Dla mnie bardzo dużo zależy od tego, co w danym momencie fotografuję.
W większości sytuacji preferuję 3:2 - przy krajobrazach, zdjęciach produktowych itp.
4:3 wygrywa za to w portrecie, szczególnie w przypadku kadrów pionowych (2:3 wygląda moim zdaniem nienaturalnie wąsko). Jeszcze ciekawiej jest w makro, gdzie jak na razie dominuje u nie 4:3, a zdarza się również 5:4 lub kwadrat, przy czym przygodę z tą dziedziną dopiero zaczynam.

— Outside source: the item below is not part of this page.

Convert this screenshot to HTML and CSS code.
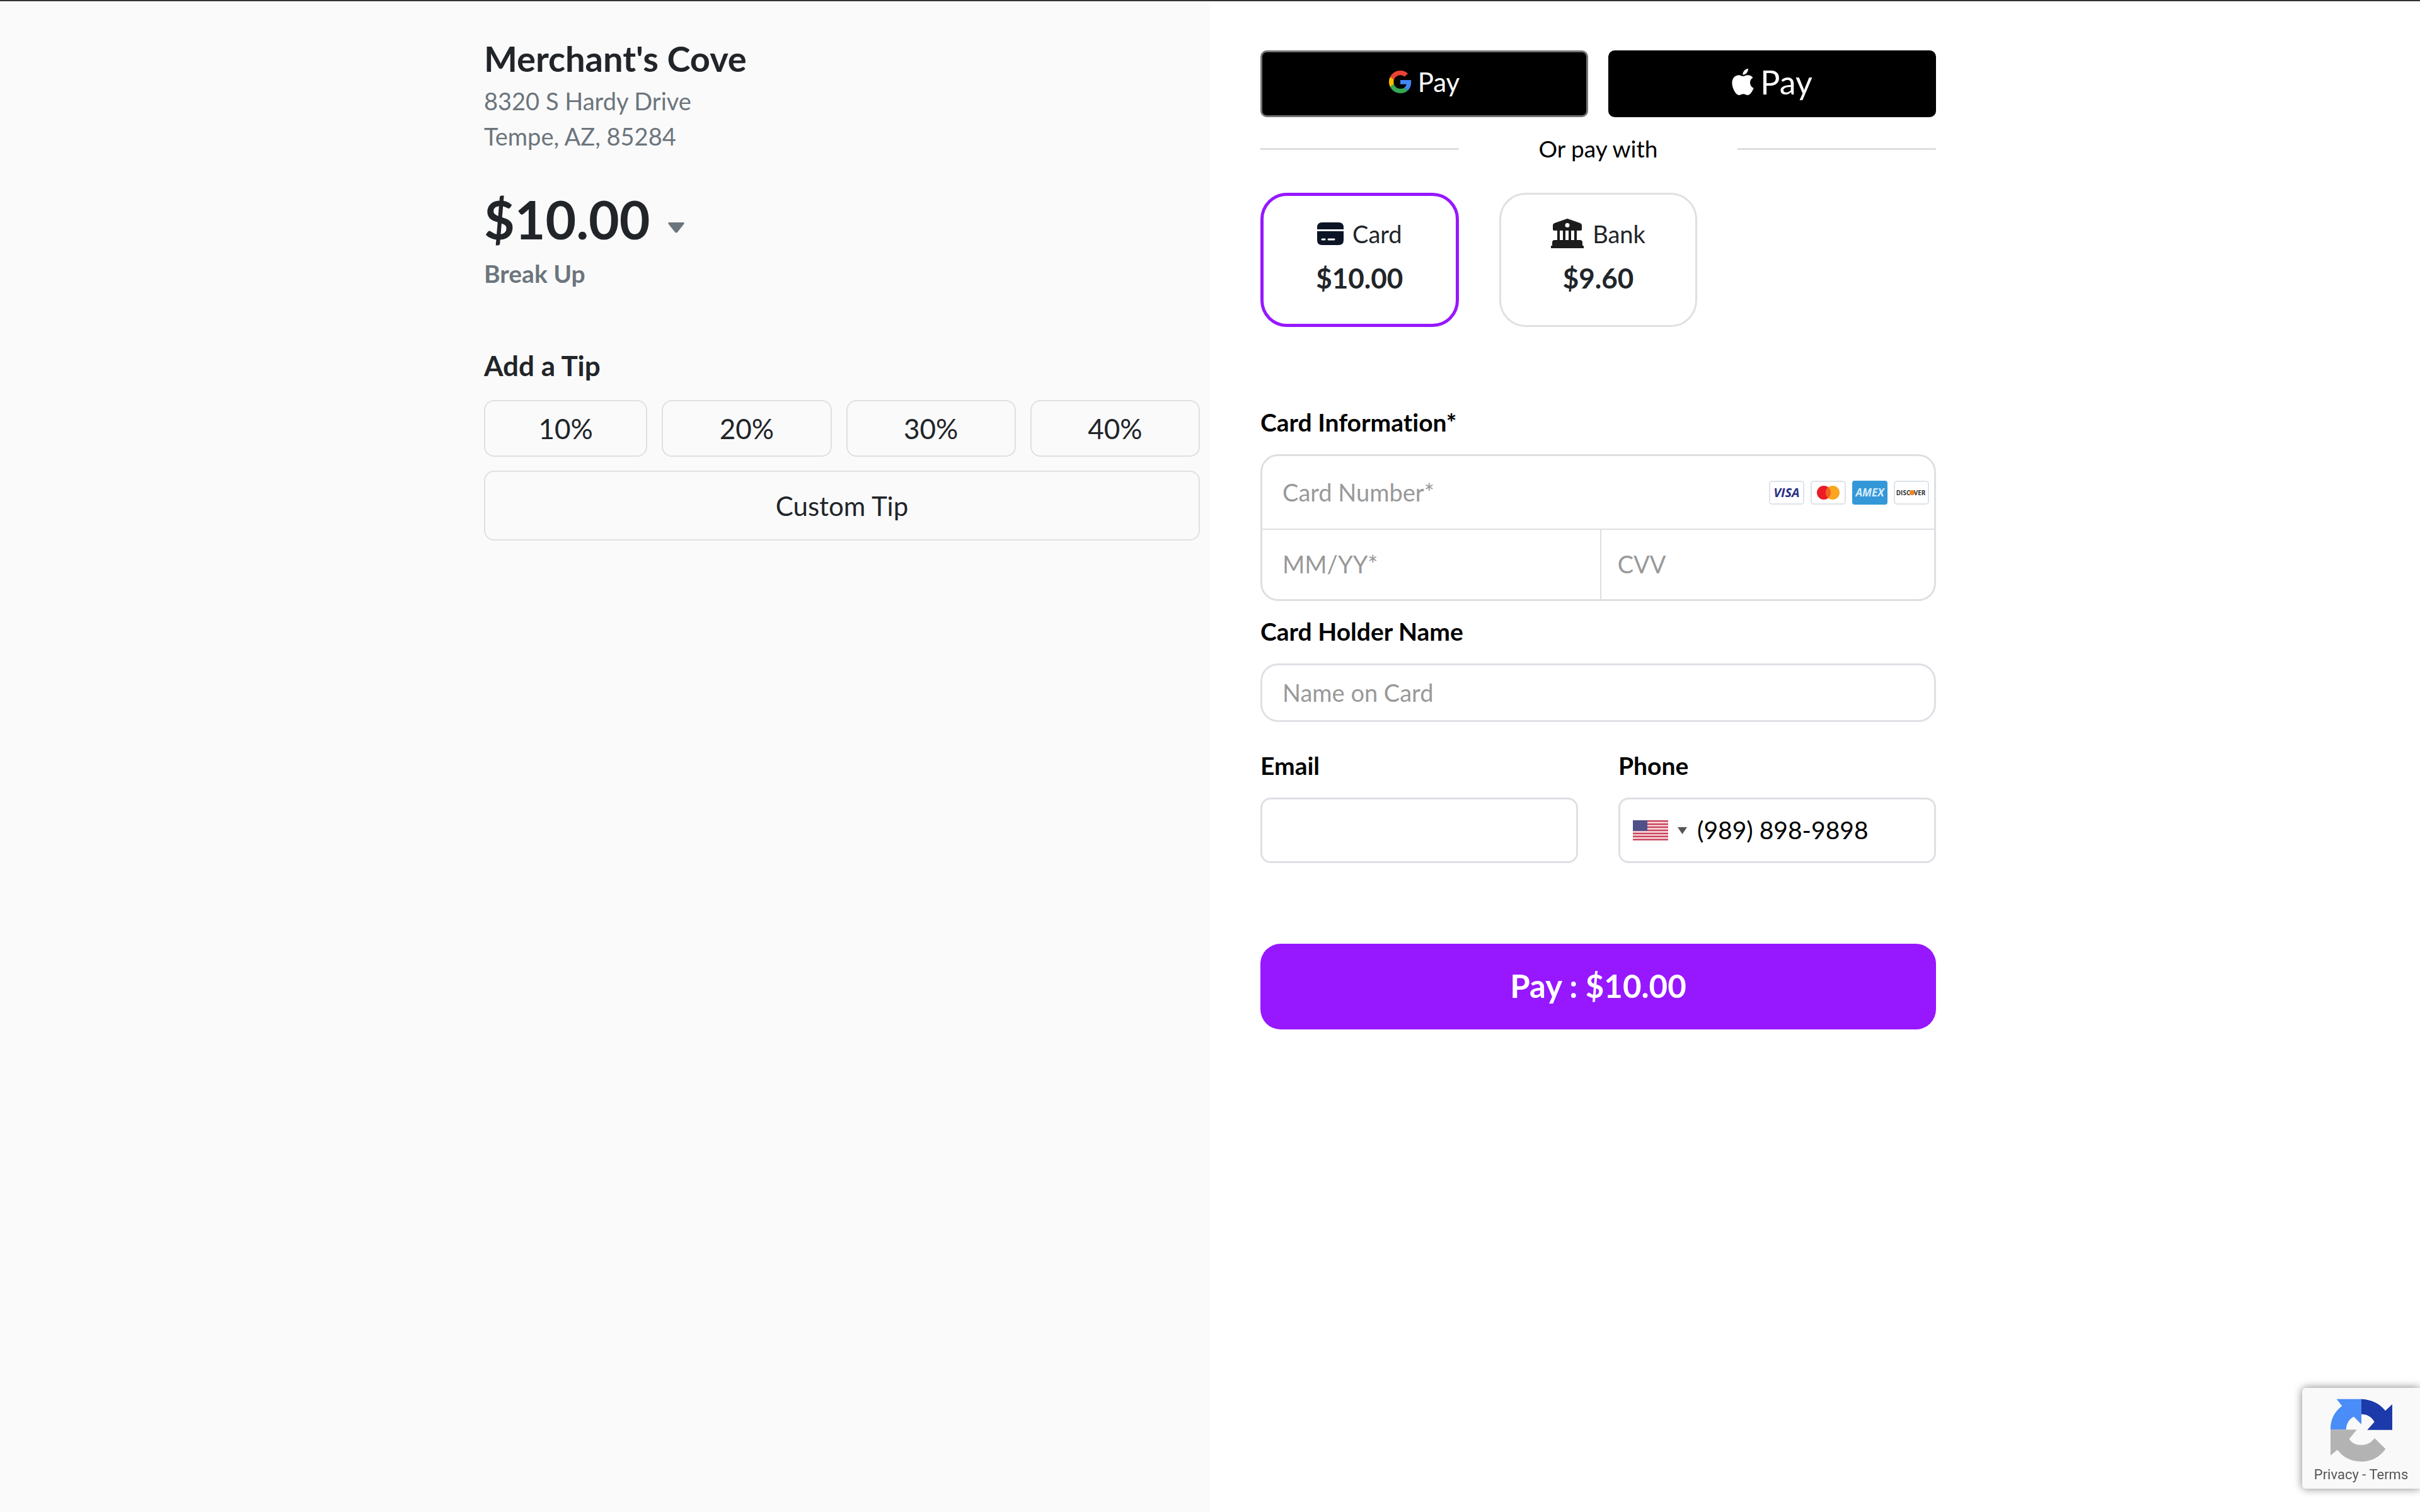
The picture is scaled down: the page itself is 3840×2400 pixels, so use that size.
FILE: index.html
```
<!DOCTYPE html>
<html lang="en">
<head>
  <meta charset="UTF-8">
  <title>Merchant's Cove</title>
  <meta name="viewport" content="width=device-width, initial-scale=1.0">
  <link rel="stylesheet" href="styles.css">
</head>
<body>
  <main class="checkout">
    <section class="summary">
      <h1>Merchant's Cove</h1>
      <p class="address">8320 S Hardy Drive<br>Tempe, AZ, 85284</p>

      <button class="amount" type="button">
        $10.00
        <svg class="amount-caret" viewBox="0 0 26 17"><path d="M2 0H24Q27 0 25 3L15 15.500Q13 17.500 11 15.500L1 3Q-1 0 2 0Z"/></svg>
      </button>
      <p class="breakup">Break Up</p>

      <h2>Add a Tip</h2>
      <div class="tips">
        <button type="button">10%</button>
        <button type="button">20%</button>
        <button type="button">30%</button>
        <button type="button">40%</button>
      </div>
      <button class="custom-tip" type="button">Custom Tip</button>
    </section>

    <form class="payment">
      <div class="wallets">
        <button class="gpay" type="button" aria-label="Google Pay">
          <svg viewBox="0 0 48 48">
            <path fill="#EA4335" d="M24 9.500c3.540 0 6.710 1.220 9.210 3.600l6.850-6.850C35.900 2.380 30.470 0 24 0 14.620 0 6.510 5.380 2.560 13.220l7.980 6.190C12.430 13.720 17.740 9.500 24 9.500z"/>
            <path fill="#4285F4" d="M46.980 24.550c0-1.570-.15-3.090-.38-4.550H24v9.020h12.940c-.58 2.960-2.260 5.480-4.780 7.180l7.730 6c4.510-4.180 7.090-10.360 7.090-17.650z"/>
            <path fill="#FBBC05" d="M10.530 28.590c-.48-1.450-.76-2.990-.76-4.590s.27-3.140.76-4.590l-7.980-6.190C.92 16.460 0 20.120 0 24c0 3.880.92 7.540 2.560 10.780l7.970-6.190z"/>
            <path fill="#34A853" d="M24 48c6.480 0 11.930-2.130 15.890-5.810l-7.730-6c-2.150 1.450-4.920 2.300-8.160 2.300-6.260 0-11.570-4.220-13.470-9.910l-7.980 6.190C6.510 42.620 14.620 48 24 48z"/>
          </svg>
          <span>Pay</span>
        </button>
        <button class="applepay" type="button" aria-label="Apple Pay">
          <svg viewBox="2 0 20 24"><path fill="#fff" d="M12.152 6.896c-.948 0-2.415-1.078-3.960-1.040-2.040.027-3.910 1.183-4.961 3.014-2.117 3.675-.546 9.103 1.519 12.090 1.013 1.454 2.208 3.090 3.792 3.039 1.520-.065 2.090-.987 3.935-.987 1.831 0 2.350.987 3.960.948 1.637-.026 2.676-1.480 3.676-2.948 1.156-1.688 1.636-3.325 1.662-3.415-.039-.013-3.182-1.221-3.220-4.857-.026-3.040 2.480-4.494 2.597-4.559-1.429-2.090-3.623-2.324-4.390-2.376-2-.156-3.675 1.090-4.610 1.090zM15.530 3.830c.843-1.012 1.400-2.427 1.245-3.830-1.207.052-2.662.805-3.532 1.818-.78.896-1.454 2.338-1.273 3.714 1.338.104 2.715-.688 3.559-1.701"/></svg>
          <span>Pay</span>
        </button>
      </div>

      <div class="divider"><hr><span>Or pay with</span><hr></div>

      <div class="methods">
        <button class="method selected" type="button" aria-pressed="true">
          <span class="method-name">
            <svg class="card-icon" viewBox="0 0 42 36"><path fill="#0c1526" d="M0 11V8Q0 0 8 0H34Q42 0 42 8V11ZM0 14H42V28Q42 36 34 36H8Q0 36 0 28Z"/><path stroke="#fff" stroke-width="3" stroke-linecap="round" d="M8 27H12M18 27H27"/></svg>
            Card
          </span>
          <strong>$10.00</strong>
        </button>
        <button class="method" type="button" aria-pressed="false">
          <span class="method-name">
            <svg class="bank-icon" viewBox="0 0 52 47"><path fill="#1c1c1c" fill-rule="evenodd" d="M26 0L46 7Q49 8 49 11V17Q49 19 47 19H5Q3 19 3 17V11Q3 8 6 7ZM26 7A3.500 3.500 0 0 0 26 14A3.500 3.500 0 0 0 26 7Z"/><path fill="#1c1c1c" d="M10 19H14V35H10ZM19 19H23V35H19ZM28 19H32V35H28ZM37 19H41V35H37ZM6 34H46Q50 34 50 38V43H52V47H0V43H2V38Q2 34 6 34Z"/></svg>
            Bank
          </span>
          <strong>$9.60</strong>
        </button>
      </div>

      <label class="field-label card-label" for="card-number">Card Information*</label>
      <div class="card-box">
        <div class="card-number">
          <input id="card-number" type="text" placeholder="Card Number*">
          <span class="brands">
            <svg viewBox="0 0 56 38"><rect class="brand-frame" x="1" y="1" width="54" height="36" rx="4"/><text class="visa" x="28" y="26">VISA</text></svg>
            <svg viewBox="0 0 56 38"><rect class="brand-frame" x="1" y="1" width="54" height="36" rx="4"/><circle cx="21" cy="19" r="11" fill="#eb1c26"/><circle cx="35" cy="19" r="11" fill="#faa61e"/><path fill="#f26122" d="M28 10.500a11 11 0 0 1 0 17a11 11 0 0 1 0-17z"/></svg>
            <svg viewBox="0 0 56 38"><rect x="0" y="0" width="56" height="38" rx="4" fill="#3498d8"/><text class="amex" x="28" y="25">AMEX</text></svg>
            <svg viewBox="0 0 56 38"><rect class="brand-frame" x="1" y="1" width="54" height="36" rx="4"/><text class="discover" x="15" y="23">DISC</text><text class="discover" x="41" y="23">VER</text><circle cx="29" cy="19" r="4" fill="#f58220"/></svg>
          </span>
        </div>
        <div class="card-row">
          <input type="text" placeholder="MM/YY*" aria-label="Expiry date">
          <input type="text" placeholder="CVV" aria-label="CVV">
        </div>
      </div>

      <label class="field-label holder-label" for="holder">Card Holder Name</label>
      <input class="holder" id="holder" type="text" placeholder="Name on Card">

      <div class="contact">
        <div>
          <label class="field-label" for="email">Email</label>
          <input class="email" id="email" type="email">
        </div>
        <div>
          <label class="field-label" for="phone">Phone</label>
          <div class="phone">
            <button type="button" aria-label="Country">
              <svg class="flag" viewBox="0 0 56 32">
                <rect width="56" height="32" fill="#fbdfe2"/>
                <path stroke="#c9455c" stroke-width="2.500" d="M0 1.200H56M0 6.200H56M0 11.100H56M0 16H56M0 20.900H56M0 25.800H56M0 30.700H56"/>
                <rect width="23" height="17" fill="#50508a"/>
              </svg>
              <svg class="flag-caret" viewBox="0 0 15 11"><path fill="#555" d="M0 0H15L7.500 11Z"/></svg>
            </button>
            <input id="phone" type="tel" value="(989) 898-9898">
          </div>
        </div>
      </div>

      <button class="pay" type="submit">Pay : $10.00</button>
    </form>
  </main>

  <aside class="recaptcha">
    <svg viewBox="203 120 294 300">
      <path fill="#4a8df8" d="M350 122H232L258 155C220 182 203 220 203 268H277C278 240 292 216 314 206L350 243Z"/>
      <path fill="#1c3aa9" d="M350 122C398 124 440 145 464 178L497 147V269H378L412 231C398 205 375 194 350 194Z"/>
      <path fill="#b3b3b3" d="M203 268H328L292 312C305 333 325 341 350 341C375 341 397 330 413 308L465 360C438 397 400 420 350 420C302 420 262 400 236 364L203 391Z"/>
    </svg>
    <div><a href="#">Privacy</a> - <a href="#">Terms</a></div>
  </aside>
</body>
</html>
```
FILE: styles.css
```
* { box-sizing: border-box; }
body {
  margin: 0;
  font-family: "Lato", sans-serif;
  font-size: 38px;
  font-variant-ligatures: none;
  line-height: 56px;
  color: #212529;
  background-color: #fff;
}
h1, h2, p { margin: 0; }
button, input { font: inherit; color: inherit; margin: 0; }
button { padding: 0; border: none; background: none; cursor: pointer; }
svg { display: block; flex: none; }

.checkout {
  display: grid;
  grid-template-columns: 1fr 1fr;
  min-height: 100vh;
  border-top: 2px solid #333;
}

/* Left side */
.summary { padding: 58px 16px 58px 40%; background-color: #fafafa; }
.summary h1 { font-size: 56px; line-height: 66px; margin-bottom: 6px; }
.address { color: #6c757d; }
.amount {
  display: flex;
  align-items: center;
  gap: 28px;
  margin-top: 54px;
  font-size: 84px;
  font-weight: bold;
  line-height: 100px;
}
.amount-caret { width: 26px; margin-top: 26px; fill: #6c757d; }
.breakup { margin-top: 8px; color: #6c757d; font-size: 39px; font-weight: bold; }
.summary h2 { margin: 90px 0 27px; font-size: 44px; line-height: 56px; }
.tips { display: grid; grid-template-columns: 26fr 27fr 27fr 27fr; gap: 23px; }
.tips button, .custom-tip {
  border: 2px solid #dee0e2;
  border-radius: 16px;
}
.tips button { height: 90px; font-size: 44px; }
.custom-tip { width: 100%; height: 111px; margin-top: 22px; font-size: 42px; }

/* Right side */
.payment { padding: 78px 40% 78px 80px; }
.wallets { display: grid; grid-template-columns: 1fr 1fr; gap: 32px; }
.wallets button {
  display: flex;
  align-items: center;
  justify-content: center;
  gap: 10px;
  height: 106px;
  padding-bottom: 6px;
  border-radius: 10px;
  background-color: #000;
  color: #fff;
}
.wallets .gpay { border: 3px solid #757575; font-size: 42px; }
.gpay svg { width: 36px; }
.applepay { font-size: 52px; }
.applepay svg { width: 35px; }

.divider, .methods {
  display: grid;
  grid-template-columns: 1fr 1fr 1fr;
  column-gap: 64px;
}
.divider { align-items: center; margin: 22px 0 42px; font-size: 37px; color: #000; text-align: center; }
.divider hr { width: 100%; margin: 0; border: none; border-top: 3px solid #dedede; }

.method {
  display: flex;
  flex-direction: column;
  align-items: center;
  justify-content: center;
  gap: 14px;
  height: 213px;
  padding-bottom: 14px;
  border: 3px solid #e0e0e0;
  border-radius: 42px;
}
.method.selected { border: 5px solid #9717ff; }
.method-name { display: flex; align-items: center; gap: 14px; }
.method strong { font-size: 44px; }
.card-icon { width: 42px; }
.bank-icon { width: 52px; }

.field-label { display: block; margin-bottom: 23px; font-size: 39px; font-weight: bold; color: #000; }
.card-label { margin-top: 123px; }
.holder-label { margin-top: 20px; }
.payment input { width: 100%; min-width: 0; outline: none; background: none; color: #000; }
.payment input::placeholder { color: #999; opacity: 1; }

.card-box { border: 3px solid #dedfe3; border-radius: 28px; }
.card-box input { border: none; padding: 0 32px 2px; }
.card-number { display: flex; align-items: center; height: 117px; padding-right: 8px; border-bottom: 2px solid #dedfe3; }
.brands { display: flex; gap: 10px; }
.brands svg { width: 56px; }
.brand-frame { fill: #fff; stroke: #dde3e8; stroke-width: 2; }
.brands text { text-anchor: middle; font-family: "Open Sans", sans-serif; font-weight: bold; }
.visa { font-size: 20px; font-style: italic; fill: #2b2f86; }
.amex { font-size: 17px; font-style: italic; fill: #d6ecfb; }
.discover { font-size: 10px; fill: #333; }
.card-row { display: flex; height: 110px; }
.card-row input + input { border-left: 2px solid #dedfe3; padding: 0 26px 2px; }

.holder { height: 93px; padding: 0 32px 2px; border: 3px solid #dfe0e5; border-radius: 28px; }
.contact { display: grid; grid-template-columns: 1fr 1fr; gap: 64px; margin-top: 41px; }
.email, .phone { height: 104px; border: 3px solid #dfe0e5; border-radius: 16px; }
.email { padding: 0 32px; }
.phone { display: flex; align-items: center; padding-left: 20px; }
.phone button { display: flex; align-items: center; gap: 15px; margin-right: 16px; }
.phone input { padding: 0 0 2px; border: none; font-size: 39px; }
.flag { width: 56px; }
.flag-caret { width: 15px; }

.pay {
  width: 100%;
  height: 136px;
  margin-top: 128px;
  padding-bottom: 2px;
  border-radius: 32px;
  background-color: #9717ff;
  color: #fff;
  font-size: 51px;
  font-weight: bold;
}

/* Badge pinned to the corner */
.recaptcha {
  position: fixed;
  right: 0;
  bottom: 37px;
  width: 187px;
  height: 160px;
  padding-top: 17px;
  border-radius: 6px 0 0 6px;
  background-color: #f9f9f9;
  box-shadow: 0 0 14px #808080;
  font-family: "Roboto", sans-serif;
  font-size: 22px;
  line-height: 28px;
  text-align: center;
  color: #555;
}
.recaptcha svg { width: 98px; margin: 0 auto 7px 45px; }
.recaptcha a { color: inherit; text-decoration: none; }
```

Negatyw - Wto 06 Sie, 2019

seba_123456 napisał/a:
Mam pytanie o Olympusa om-d e-m10 markIII. Napisaliście, że robi zdjęcia w formacie 4:3. Nie moźna tego zmienić w ustawieniach aparatu? Ja robię dotychczas zdjęcia w formacie 3:2, żeby potem wydrukować odbitki 10x15.

Niektórzy drukują 10x13, ale zdjęcia wyglądają dość dziwnie. Pewnie to kwestia przyzwyczajenia. Ja pamiętam czasy kiedy wielu fotografowało średnim formatem i zdjęcia papierowe były 9x13, 13x18 czyli coś pomiędzy 3:2 a 4:3 najczęściej robione z formatu kwadratowego 6x6 cm, rzadziej z 4,5x6 cm. Pewnie okres minilabów i powszechność zdjęć 10x15 przyczyniła się do tego, że bardziej akceptujemy format o proporcjach 3:2 jako uniwersalny.

TS - Wto 06 Sie, 2019

Negatyw napisał/a:
O smartfonach i fotoradarach nie piszemy.

Czyli jednak określamy jakąś tam, dość wąską grupę :)

Widoczki zwykle przycinam z 4:3 do bardziej płaskich proporcji, a portrety pionowe - to jak ryszardo. W sumie 4:3 jest dla mnie całkiem dobry, bo przez ostatnie 10 lat wybrane zdjęcia zamawiałem w formacie 15x21. Teraz przerzuciłem się na fotoksiążki i proporcje mam dowolne.

Negatyw - Wto 06 Sie, 2019

Określamy grupę sprzętową - aparat fotograficzny a nie jakąś mało liczną grupę ludzi ze wszystkim co może robić zdjęcia.
Proporcje 4:3 ma format 15x20 a proporcje 3:2 ma format 15x22,5. Dla 15x21 to będzie coś pomiędzy.